Третье лирическое отступление
Вы когда-нибудь видели, как мужики идут за вином? Нет, сейчас эта картина уже выглядит крайне размыто — исчез порыв, ушла битва. Достаточно протянуть руку с деньгами, и в нее вложат любую бутылку согласно вашим запросам и благосостоянию. Нет-нет, представьте себе какой-нибудь летний крымский городок — скажем, Гурзуф начала семидесятых. Утро, как правило, безлюдно — последние гуляки только-только расползлись из кустов, у пансионатов метут дорожки, пляжи еще пусты, первые пожилые пары и мамы с малышами занимают лежаки. Солнце поднимается выше, отчего море делается синей, подул ветерок, открывается «Блинная» на набережной, тетка, звеня ключами, отмыкает цистерну с надписью «Пиво», и рядом с ней тут же вырастает очередь с трехлитровыми банками, и вот — смотрите, мужики пошли за вином. О, эту походку, это выражение лиц не спутать ни с чем, и однажды увидев эту картину, запомнишь ее навсегда. Читается она только со стороны — если ты сам в рядах идущих, ты не увидишь ее красоты. Так пловец в открытом море не замечает течения. Идут по двое — по трое, собранно и энергично, хотя без суеты и с достоинством, и выражение лиц у них всегда вдохновенно-серьезное. Идут ПО ДЕЛУ. Дело не пустяковое, так как магазин в городке один, в лучшем случае два, одиннадцать пробьет через семь минут, а идти пятнадцать, и еще неизвестно, что там останется и что вообще завезли (впрочем, я несколько сгущаю краски — завозили обычно вволю.) А еще на их лицах — ответственность за тех, кто остался, не пошел в поход, но скинулся, и теперь только от идущих зависит, каким будет сегодняшний вечер и сколько радости он принесет.

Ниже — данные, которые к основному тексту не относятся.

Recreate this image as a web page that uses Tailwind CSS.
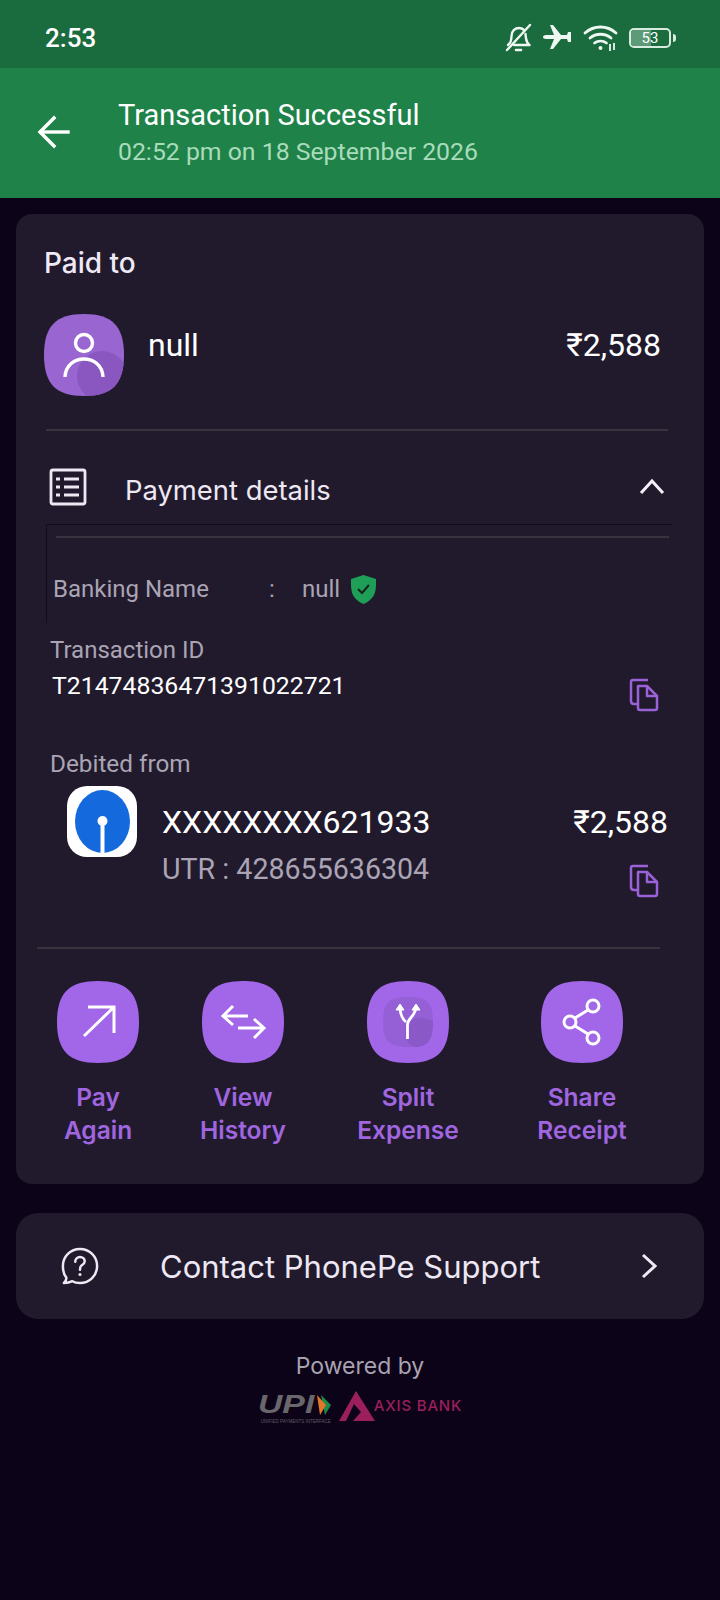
<!DOCTYPE html>
<html lang="en">
<head>
<meta charset="UTF-8">
<meta name="viewport" content="width=device-width, initial-scale=1.0">
<title>Transaction Successful</title>
<script src="https://cdn.jsdelivr.net/npm/@tailwindcss/browser@4"></script>
</head>
<body class="w-[720px] h-[1600px] overflow-hidden bg-[#0d0318] font-['Inter',sans-serif]">

  <!-- status bar -->
  <div class="h-[68px] pt-[8px] bg-[#1a6b3e] flex items-center justify-between pl-[45px] pr-[44px] font-['Roboto',sans-serif] text-white">
    <span class="text-[26px] font-medium leading-none">2:53</span>
    <div class="flex items-center gap-[11px]">
      <svg class="mr-[-2px]" width="28" height="30" viewBox="0 0 28 30" fill="none" stroke="#eef7f1" stroke-width="2.4" stroke-linecap="round" stroke-linejoin="round">
        <path d="M3 22c3-2 3.500-5 3.500-9 0-5 3.500-8 7.500-8 2 0 3.500.6 5 2M20.500 11c.5 5 .5 8.500 4 11H9"/>
        <path d="M2 27 25 2"/>
        <path d="M11 27h5" stroke-width="2.600"/>
      </svg>
      <svg width="30" height="28" viewBox="0 0 30 28" fill="#eef7f1">
        <path d="M1 14c0-1 1-2 3-2h8L8 2h3l8 10h6l1-3h3v10h-3l-1-3h-6l-8 10H8l4-10H4c-2 0-3-1-3-2z" transform="translate(0 -1)"/>
      </svg>
      <svg width="35" height="28" viewBox="0 0 35 28" fill="none" stroke="#eef7f1" stroke-width="2.800" stroke-linecap="round">
        <path d="M2 9c9-8 22-8 31 0"/>
        <path d="M7 14c6-5 15-5 21 0"/>
        <path d="M11.500 19c3.500-2.600 8.500-2.600 12 0"/>
        <circle cx="17.500" cy="24" r="2" fill="#eef7f1" stroke="none"/>
        <path d="M27 20v7M31 19v7" stroke-width="1.800" stroke-linecap="butt"/>
      </svg>
      <div class="flex items-center gap-[2px]">
        <div class="relative w-[42px] h-[20px] rounded-[5px] border-2 border-[#d8ebdf] overflow-hidden">
          <div class="absolute left-0 top-0 bottom-0 w-[20px] bg-[#5d9a77]"></div>
          <span class="absolute inset-0 flex items-center justify-center text-[15px] text-white leading-none">53</span>
        </div>
        <div class="w-[3px] h-[8px] rounded-r bg-[#d8ebdf]"></div>
      </div>
    </div>
  </div>

  <!-- header -->
  <div class="h-[130px] bg-[#1f8249] flex items-center font-['Roboto',sans-serif]">
    <svg class="ml-[37px] mt-[-2px]" width="34" height="34" viewBox="0 0 34 34" fill="none" stroke="white" stroke-width="3.400" stroke-linecap="square" stroke-linejoin="miter">
      <path d="M31 17H4"/>
      <path d="M17 3 3 17l14 14"/>
    </svg>
    <div class="ml-[47px] mt-[1px]">
      <div class="text-[29px] leading-[37px] text-white">Transaction Successful</div>
      <div class="text-[24.800px] leading-[36px] text-[#a9dcbb]">02:52 pm on 18 September 2026</div>
    </div>
  </div>

  <!-- main card -->
  <div class="mx-[16px] mt-[16px] h-[970px] rounded-[16px] bg-[#211a2c] pt-[31px]">
    <div class="pl-[28px] h-[36px] text-[28px] leading-[36px] font-medium text-[#efe9f6]">Paid to</div>

    <div class="mt-[33px] pl-[28px] pr-[43px] flex items-start">
      <svg width="80" height="82" viewBox="0 0 80 82">
        <defs><clipPath id="av"><path d="M40 0C68 0 80 12 80 41S68 82 40 82 0 70 0 41 12 0 40 0Z"/></clipPath></defs>
        <path d="M40 0C68 0 80 12 80 41S68 82 40 82 0 70 0 41 12 0 40 0Z" fill="#9966d1"/>
        <circle cx="58" cy="62" r="25" fill="#8a56c0" clip-path="url(#av)"/>
        <circle cx="40" cy="29" r="8.500" fill="none" stroke="white" stroke-width="3.400"/>
        <path d="M21 63c1-24 37-24 38 0" fill="none" stroke="white" stroke-width="3.400"/>
      </svg>
      <div class="ml-[24px] mt-[11px] text-[32px] leading-[40px] text-white font-['Roboto',sans-serif]">null</div>
      <div class="ml-auto mt-[11px] text-[32px] leading-[40px] text-white font-['Roboto',sans-serif]">₹2,588</div>
    </div>

    <div class="mt-[33px] ml-[30px] mr-[36px] h-[2px] bg-[#39333f]"></div>

    <div class="mt-[38px] pl-[33px] pr-[39px] h-[40px] flex items-center">
      <svg class="mt-[-4px]" width="38" height="38" viewBox="0 0 38 38" fill="none" stroke="#eee8f4" stroke-width="2.800">
        <rect x="2" y="2" width="34" height="34" rx="2"/>
        <path d="M15 11h15M15 19h15M15 27h15"/>
        <path d="M7 11h4M7 19h4M7 27h4" stroke-width="3"/>
      </svg>
      <span class="ml-[38px] mt-[4px] text-[27.400px] text-[#eee8f4] leading-none">Payment details</span>
      <svg class="ml-auto mt-[-6px]" width="26" height="16" viewBox="0 0 26 16" fill="none" stroke="#f3eef8" stroke-width="3">
        <path d="M2 15 13 3l11 12"/>
      </svg>
    </div>

    <!-- details box -->
    <div class="mt-[15px] ml-[30px] mr-[32px] h-[99px] border-t border-l border-[#120c1a] pt-[11px] pl-[9px]">
      <div class="mr-[3px] h-[2px] bg-[#39333f]"></div>
      <div class="mt-[36px] h-[30px] flex items-center text-[24px] font-['Roboto',sans-serif] text-[#aaa4b4]">
        <span class="ml-[-3px] w-[216px]">Banking Name</span>
        <span class="w-[33px]">:</span>
        <span>null</span>
        <svg class="ml-[11px]" width="25" height="29" viewBox="0 0 25 29">
          <path d="M12.500 0 25 4c0 10 1 19-12.500 25C-1 23 0 14 0 4z" fill="#1f9e57"/>
          <path d="M7 14l4 4 7-8" fill="none" stroke="#14251d" stroke-width="2"/>
        </svg>
      </div>
    </div>

    <div class="ml-[34px] mr-[45px] mt-[11px] flex items-start font-['Roboto',sans-serif]">
      <div>
        <div class="text-[24px] leading-[32px] text-[#aaa4b4]">Transaction ID</div>
        <div class="mt-[4px] ml-[2px] text-[24.800px] leading-[32px] text-white">T21474836471391022721</div>
      </div>
      <svg class="ml-auto mt-[44px]" width="30" height="34" viewBox="0 0 30 34" fill="none" stroke="#9a62d6" stroke-width="2.500" stroke-linejoin="round">
        <path d="M9 8h9l10 10v12a2 2 0 0 1-2 2H11a2 2 0 0 1-2-2z"/>
        <path d="M18 8v10h10"/>
        <path d="M19 2H4a2 2 0 0 0-2 2v19c0 2 1 3 3 3h4"/>
      </svg>
    </div>

    <div class="ml-[34px] mt-[36px] text-[24.300px] leading-[32px] text-[#aaa4b4] font-['Roboto',sans-serif]">Debited from</div>

    <div class="mt-[6px] ml-[51px] mr-[36px] flex items-start font-['Roboto',sans-serif]">
      <div class="w-[70px] h-[71px] rounded-[20px] bg-white flex items-center justify-center">
        <svg width="55" height="63" viewBox="0 0 55 63">
          <ellipse cx="27.500" cy="31.500" rx="27.500" ry="31.500" fill="#1469dd"/>
          <circle cx="27.500" cy="31" r="5" fill="white"/>
          <rect x="25.500" y="31" width="4" height="32" fill="white"/>
        </svg>
      </div>
      <div class="ml-[25px] mt-[16px]">
        <div class="text-[32px] leading-[40px] text-white">XXXXXXXX621933</div>
        <div class="mt-[7px] text-[28.600px] leading-[40px] text-[#aaa4b4]">UTR : 428655636304</div>
      </div>
      <div class="ml-auto mt-[16px] flex flex-col items-end">
        <div class="text-[32px] leading-[40px] text-white">₹2,588</div>
        <svg class="mt-[22px] mr-[9px]" width="30" height="34" viewBox="0 0 30 34" fill="none" stroke="#9a62d6" stroke-width="2.500" stroke-linejoin="round">
          <path d="M9 8h9l10 10v12a2 2 0 0 1-2 2H11a2 2 0 0 1-2-2z"/>
          <path d="M18 8v10h10"/>
          <path d="M19 2H4a2 2 0 0 0-2 2v19c0 2 1 3 3 3h4"/>
        </svg>
      </div>
    </div>

    <div class="mt-[49px] ml-[21px] mr-[44px] h-[2px] bg-[#39333f]"></div>

    <!-- actions -->
    <div class="mt-[32px] relative h-[170px] text-[24.500px] leading-[33px] font-semibold text-[#a066e0] text-center">
      <div class="absolute left-[22px] w-[120px] flex flex-col items-center">
        <svg width="82" height="82" viewBox="0 0 82 82">
          <path d="M41 0C70 0 82 12 82 41S70 82 41 82 0 70 0 41 12 0 41 0Z" fill="#a266e8"/>
          <path d="M27 55 57 26M31 26h26v26" fill="none" stroke="white" stroke-width="3"/>
        </svg>
        <div class="mt-[18px]">Pay<br>Again</div>
      </div>
      <div class="absolute left-[167px] w-[120px] flex flex-col items-center">
        <svg width="82" height="82" viewBox="0 0 82 82">
          <path d="M41 0C70 0 82 12 82 41S70 82 41 82 0 70 0 41 12 0 41 0Z" fill="#a266e8"/>
          <path d="M22 35H46M31 25l-10 10 10 9M36 47h25M52 38l10 9-10 10" fill="none" stroke="white" stroke-width="3"/>
        </svg>
        <div class="mt-[18px]">View<br>History</div>
      </div>
      <div class="absolute left-[332px] w-[120px] flex flex-col items-center">
        <svg width="82" height="82" viewBox="0 0 82 82">
          <path d="M41 0C70 0 82 12 82 41S70 82 41 82 0 70 0 41 12 0 41 0Z" fill="#a266e8"/>
          <path d="M41 16C60 16 66 22 66 41S60 66 41 66 16 60 16 41 22 16 41 16Z" fill="#9560d6"/>
          <path d="M66 41C66 60 60 66 48 66 41 64 38 58 38 51 38 42 45 37 52 37 58 37 63 38 66 41Z" fill="#8b58c8"/>
          <path d="M40.500 58V44C40.500 36 49 36 49 25M39 41C34 37 33 32 33 25" fill="none" stroke="white" stroke-width="2.800"/>
          <path d="M29 29l4-6 4 6zM45 29l4-6 4 6z" fill="white" stroke="white" stroke-width="1"/>
        </svg>
        <div class="mt-[18px]">Split<br>Expense</div>
      </div>
      <div class="absolute left-[506px] w-[120px] flex flex-col items-center">
        <svg width="82" height="82" viewBox="0 0 82 82">
          <path d="M41 0C70 0 82 12 82 41S70 82 41 82 0 70 0 41 12 0 41 0Z" fill="#a266e8"/>
          <g fill="none" stroke="white" stroke-width="3">
            <circle cx="29" cy="41" r="6"/>
            <circle cx="52" cy="25" r="6"/>
            <circle cx="52" cy="57" r="6"/>
            <path d="M34 37 47 29M34 45 47 53"/>
          </g>
        </svg>
        <div class="mt-[18px]">Share<br>Receipt</div>
      </div>
    </div>
  </div>

  <!-- support -->
  <div class="mx-[16px] mt-[29px] h-[106px] rounded-[22px] bg-[#211a2c] flex items-center pl-[45px] pr-[47px]">
    <svg width="38" height="40" viewBox="0 0 40 40" fill="none" stroke="#eee8f4" stroke-width="2.600">
      <path d="M20 2c10 0 18 8 18 18s-8 18-18 18c-3 0-6-.7-8-2-2 1-5 2-9 2 2-2 3-4 2.500-6C3 29 2 25 2 20 2 10 10 2 20 2z" stroke-linejoin="round"/>
      <path d="M15 15.500c0-3 2.300-5 5-5s5 2 5 4.500-2 3.500-3.500 4.500S20 21 20 24" stroke-linecap="round"/>
      <circle cx="20" cy="29" r="1.600" fill="#eee8f4" stroke="none"/>
    </svg>
    <span class="ml-[61px] text-[31px] leading-none text-[#eee8f4]">Contact PhonePe Support</span>
    <svg class="ml-auto" width="16" height="26" viewBox="0 0 16 26" fill="none" stroke="#eee8f4" stroke-width="3">
      <path d="M2 2l12 11L2 24"/>
    </svg>
  </div>

  <!-- footer -->
  <div class="mt-[33px] text-center text-[23px] leading-[28px] text-[#a8a2b2]">Powered by</div>
  <div class="mt-[11px] flex items-start justify-center">
    <div class="relative w-[78px] h-[33px] font-['Liberation_Sans',sans-serif]">
      <span class="absolute left-0 top-[2px] text-[25px] leading-[22px] font-bold italic origin-left scale-x-[1.35] text-[#69676c]">UPI</span>
      <svg class="absolute left-[57px] top-[4px]" width="16" height="20" viewBox="0 0 16 20">
        <path d="M6 0l10 10L10 20z" fill="#1d8a4a"/>
        <path d="M2 0l9 10-6 10z" fill="#e2772a"/>
      </svg>
      <span class="absolute left-[3px] top-[28px] text-[4.500px] leading-[5px] whitespace-nowrap text-[#5e5c62]">UNIFIED PAYMENTS INTERFACE</span>
    </div>
    <svg class="ml-[3px]" width="36" height="30" viewBox="0 0 36 30">
      <path d="M17 0 36 30H14L22 21 15 13 7 30H0z" fill="#9b1f5c"/>
    </svg>
    <span class="mt-[5px] ml-[-1px] text-[15px] leading-[20px] font-medium tracking-[.8px] text-[#9b1f5c]">AXIS BANK</span>
  </div>

</body>
</html>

В одиннадцать уже невероятно жарко, из четырех стеклянных дверей в магазин открыта одна, туда поочередно впихиваются страждущие с деньгами в потных кулаках и выдавливаются совсем уже мокрые, в прилипших рубашках, но счастливые — с вином. Жара усугубляется тем, что по набережной бродит милиционер в полной боевой выкладке и удаляет за пределы своей видимости отдыхающих в шортах и майках («Граждане, вам тут не пляж! Это городская набережная!») Внутри магазина — ад. Если на улице просто очень жарко, то внутри температура приближается к температуре внутри доменной печи — о кондиционерах жители страны советов еще не слыхали. Плотное мокрое месиво, состоящее исключительно из мужчин средних лет, медленно ползет вдоль прилавка. Сначала увидеть, что там дают, потом догрести, доплыть до кассы, обменять деньги на чек из толстой серой бумаги, сохранить силы для главного рывка к прилавку, обменять чек на тяжелые некрасивые бутылки темного стекла, вырваться на волю, пробуравив напирающую снаружи толпу, ничего не разбить и не потерять сознания — это вам как? На такие дела посылали самых надежных.